Pages as source code:

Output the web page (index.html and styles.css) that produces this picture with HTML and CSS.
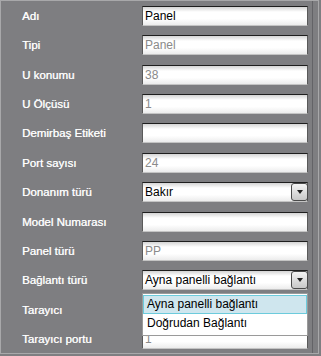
FILE: index.html
```html
<!DOCTYPE html>
<html lang="tr">
  <head>
    <meta charset="UTF-8">
    <title>Panel</title>
    <link rel="stylesheet" href="styles.css">
  </head>
  <body>
    <div class="panel">
      <div class="form">
        <label class="field-label">Adı</label>
        <div class="field">Panel</div>

        <label class="field-label">Tipi</label>
        <div class="field disabled">Panel</div>

        <label class="field-label">U konumu</label>
        <div class="field disabled">38</div>

        <label class="field-label">U Ölçüsü</label>
        <div class="field disabled">1</div>

        <label class="field-label">Demirbaş Etiketi</label>
        <div class="field"></div>

        <label class="field-label">Port sayısı</label>
        <div class="field disabled">24</div>

        <label class="field-label">Donanım türü</label>
        <div class="field select">
          <span class="select-value">Bakır</span>
          <span class="select-btn"><span class="arrow"></span></span>
        </div>

        <label class="field-label">Model Numarası</label>
        <div class="field"></div>

        <label class="field-label">Panel türü</label>
        <div class="field disabled">PP</div>

        <label class="field-label">Bağlantı türü</label>
        <div class="field select open">
          <span class="select-value">Ayna panelli bağlantı</span>
          <span class="select-btn"><span class="arrow"></span></span>
          <ul class="dropdown">
            <li class="active">Ayna panelli bağlantı</li>
            <li>Doğrudan Bağlantı</li>
          </ul>
        </div>

        <label class="field-label">Tarayıcı</label>
        <div class="field"></div>

        <label class="field-label">Tarayıcı portu</label>
        <div class="field disabled">1</div>
      </div>
    </div>
  </body>
</html>
```

FILE: styles.css
```css
:root {
  --panel-bg: #7e7e81;
  --label-color: #ffffff;
  --muted-text: #8a8a8a;
  --frame-light: #a8a8aa;
  --frame-dark: #636367;
}

* {
  margin: 0;
  padding: 0;
  box-sizing: border-box;
}

body {
  background-color: var(--panel-bg);
  font-family: 'Liberation Sans', Arial, sans-serif;
}

.panel {
  width: 319px;
  height: 354px;
  border: 1px solid var(--frame-light);
  padding-right: 5px;
  overflow: hidden;
}

.form {
  height: 100%;
  border-right: 1px solid var(--frame-dark);
  padding: 5px 0 0 21px;
  display: grid;
  grid-template-columns: 120px 166px;
  grid-auto-rows: 20px;
  row-gap: 9.36px;
  align-items: center;
}

.field-label {
  color: var(--label-color);
  font-size: 11.5px;
  line-height: 20px;
  white-space: nowrap;
  text-shadow: 0.4px 0 0 rgba(255, 255, 255, 0.75);
}

.field {
  height: 20px;
  font-size: 12px;
  line-height: 18px;
  padding-left: 2px;
  color: #000;
  border: 1px solid #5a5a5a;
  border-top-color: #1e1e1e;
  border-bottom-color: #c4c4c4;
  background: linear-gradient(to bottom, #d4d4d4 0, #ffffff 5px, #ffffff 65%, #ececec 100%);
}

.field.disabled {
  color: var(--muted-text);
}

.select {
  position: relative;
  display: flex;
  align-items: center;
}

.select-value {
  flex: 1;
}

.select-btn {
  width: 17px;
  height: 18px;
  margin-right: -1px;
  border: 1px solid #4a4a4a;
  border-radius: 3px;
  background: linear-gradient(to bottom, #f4f4f4, #c8c8c8);
  display: flex;
  align-items: center;
  justify-content: center;
}

.arrow {
  width: 0;
  height: 0;
  border-left: 3px solid transparent;
  border-right: 3px solid transparent;
  border-top: 4px solid #222;
}

.dropdown {
  position: absolute;
  top: 22px;
  left: -1px;
  right: -1px;
  list-style: none;
  background-color: #fff;
  border: 1px solid #9a9a9a;
  padding: 1px 0 2px;
  z-index: 2;
}

.dropdown li {
  height: 19px;
  line-height: 17px;
  padding-left: 3px;
  border: 1px solid transparent;
  color: #000;
}

.dropdown li.active {
  background-color: #cfe6ee;
  border-color: #6ccbdc;
}
```
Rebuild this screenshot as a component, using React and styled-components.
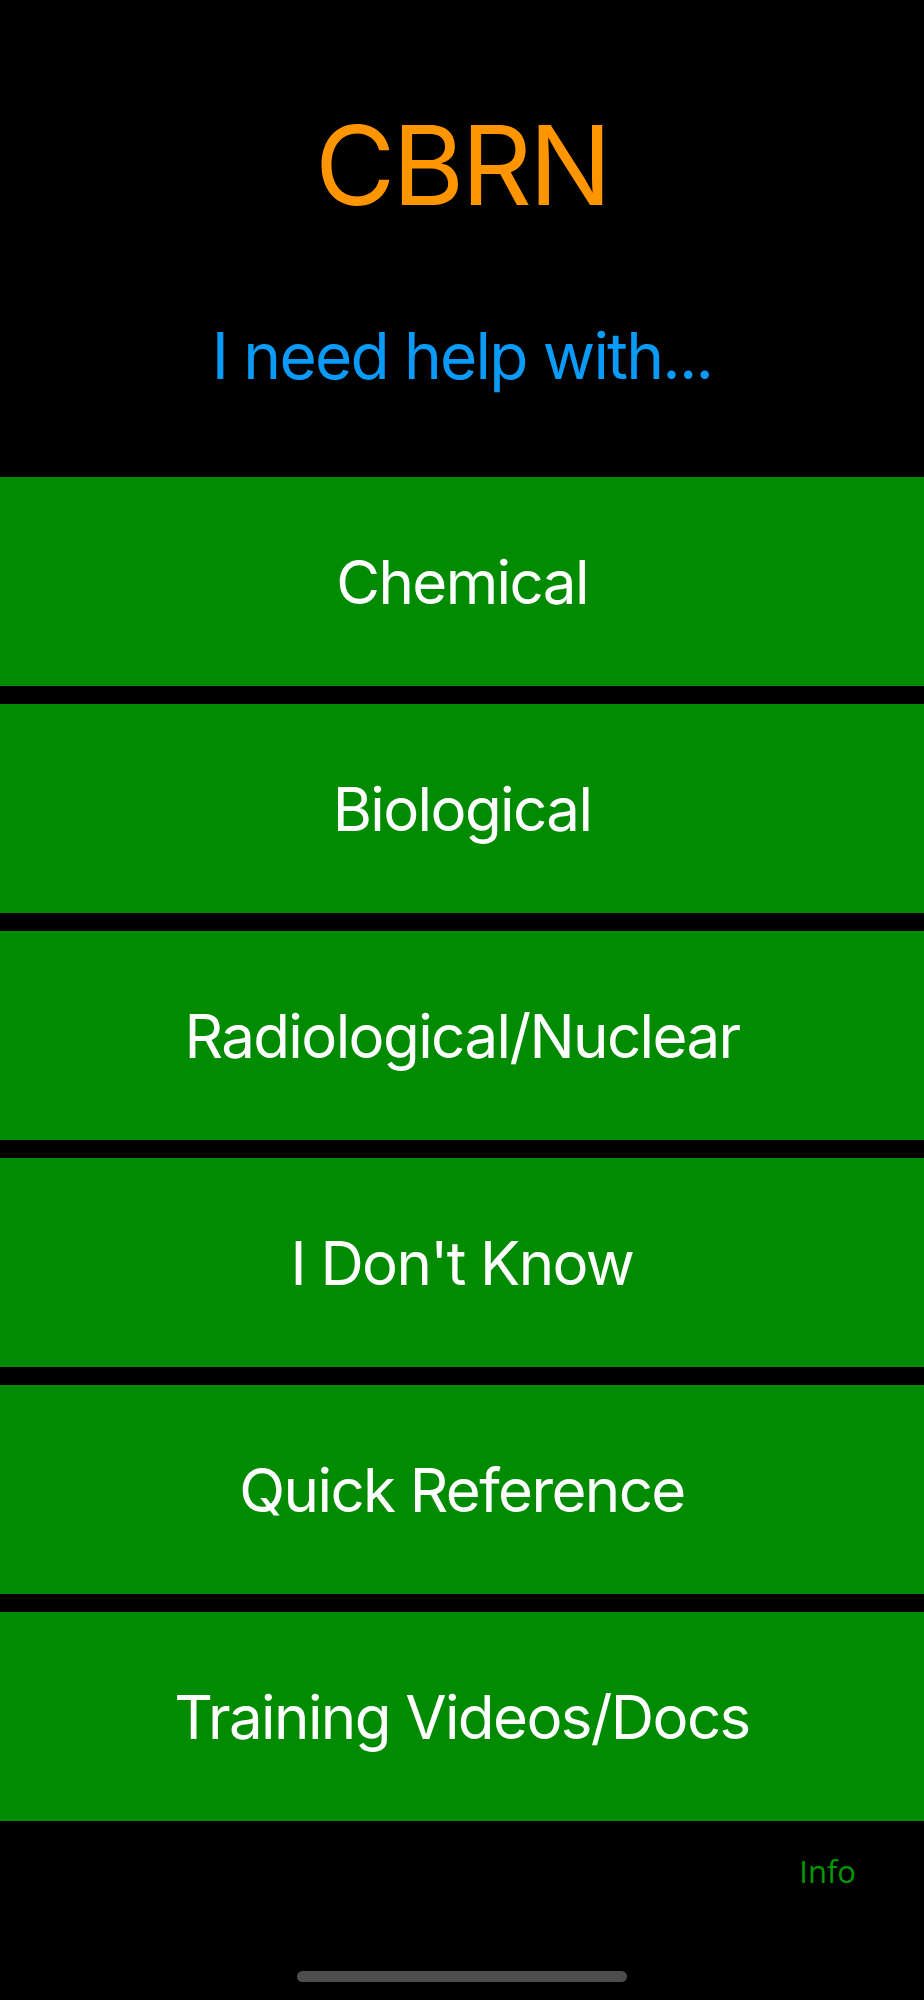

**Work to complete**
Please write out all of the material above without changing a word, and omit any pictures.

**Solution to this task**
Output the web page (index.html and styles.css) that produces this picture with HTML and CSS.
FILE: index.html
```html
<!DOCTYPE html>
<html lang="tr">
  <head>
    <meta charset="UTF-8">
    <title>Panel</title>
    <link rel="stylesheet" href="styles.css">
  </head>
  <body>
    <div class="panel">
      <div class="form">
        <label class="field-label">Adı</label>
        <div class="field">Panel</div>

        <label class="field-label">Tipi</label>
        <div class="field disabled">Panel</div>

        <label class="field-label">U konumu</label>
        <div class="field disabled">38</div>

        <label class="field-label">U Ölçüsü</label>
        <div class="field disabled">1</div>

        <label class="field-label">Demirbaş Etiketi</label>
        <div class="field"></div>

        <label class="field-label">Port sayısı</label>
        <div class="field disabled">24</div>

        <label class="field-label">Donanım türü</label>
        <div class="field select">
          <span class="select-value">Bakır</span>
          <span class="select-btn"><span class="arrow"></span></span>
        </div>

        <label class="field-label">Model Numarası</label>
        <div class="field"></div>

        <label class="field-label">Panel türü</label>
        <div class="field disabled">PP</div>

        <label class="field-label">Bağlantı türü</label>
        <div class="field select open">
          <span class="select-value">Ayna panelli bağlantı</span>
          <span class="select-btn"><span class="arrow"></span></span>
          <ul class="dropdown">
            <li class="active">Ayna panelli bağlantı</li>
            <li>Doğrudan Bağlantı</li>
          </ul>
        </div>

        <label class="field-label">Tarayıcı</label>
        <div class="field"></div>

        <label class="field-label">Tarayıcı portu</label>
        <div class="field disabled">1</div>
      </div>
    </div>
  </body>
</html>
```

FILE: styles.css
```css
:root {
  --panel-bg: #7e7e81;
  --label-color: #ffffff;
  --muted-text: #8a8a8a;
  --frame-light: #a8a8aa;
  --frame-dark: #636367;
}

* {
  margin: 0;
  padding: 0;
  box-sizing: border-box;
}

body {
  background-color: var(--panel-bg);
  font-family: 'Liberation Sans', Arial, sans-serif;
}

.panel {
  width: 319px;
  height: 354px;
  border: 1px solid var(--frame-light);
  padding-right: 5px;
  overflow: hidden;
}

.form {
  height: 100%;
  border-right: 1px solid var(--frame-dark);
  padding: 5px 0 0 21px;
  display: grid;
  grid-template-columns: 120px 166px;
  grid-auto-rows: 20px;
  row-gap: 9.36px;
  align-items: center;
}

.field-label {
  color: var(--label-color);
  font-size: 11.5px;
  line-height: 20px;
  white-space: nowrap;
  text-shadow: 0.4px 0 0 rgba(255, 255, 255, 0.75);
}

.field {
  height: 20px;
  font-size: 12px;
  line-height: 18px;
  padding-left: 2px;
  color: #000;
  border: 1px solid #5a5a5a;
  border-top-color: #1e1e1e;
  border-bottom-color: #c4c4c4;
  background: linear-gradient(to bottom, #d4d4d4 0, #ffffff 5px, #ffffff 65%, #ececec 100%);
}

.field.disabled {
  color: var(--muted-text);
}

.select {
  position: relative;
  display: flex;
  align-items: center;
}

.select-value {
  flex: 1;
}

.select-btn {
  width: 17px;
  height: 18px;
  margin-right: -1px;
  border: 1px solid #4a4a4a;
  border-radius: 3px;
  background: linear-gradient(to bottom, #f4f4f4, #c8c8c8);
  display: flex;
  align-items: center;
  justify-content: center;
}

.arrow {
  width: 0;
  height: 0;
  border-left: 3px solid transparent;
  border-right: 3px solid transparent;
  border-top: 4px solid #222;
}

.dropdown {
  position: absolute;
  top: 22px;
  left: -1px;
  right: -1px;
  list-style: none;
  background-color: #fff;
  border: 1px solid #9a9a9a;
  padding: 1px 0 2px;
  z-index: 2;
}

.dropdown li {
  height: 19px;
  line-height: 17px;
  padding-left: 3px;
  border: 1px solid transparent;
  color: #000;
}

.dropdown li.active {
  background-color: #cfe6ee;
  border-color: #6ccbdc;
}
```
Rebuild this screenshot as a component, using React and styled-components.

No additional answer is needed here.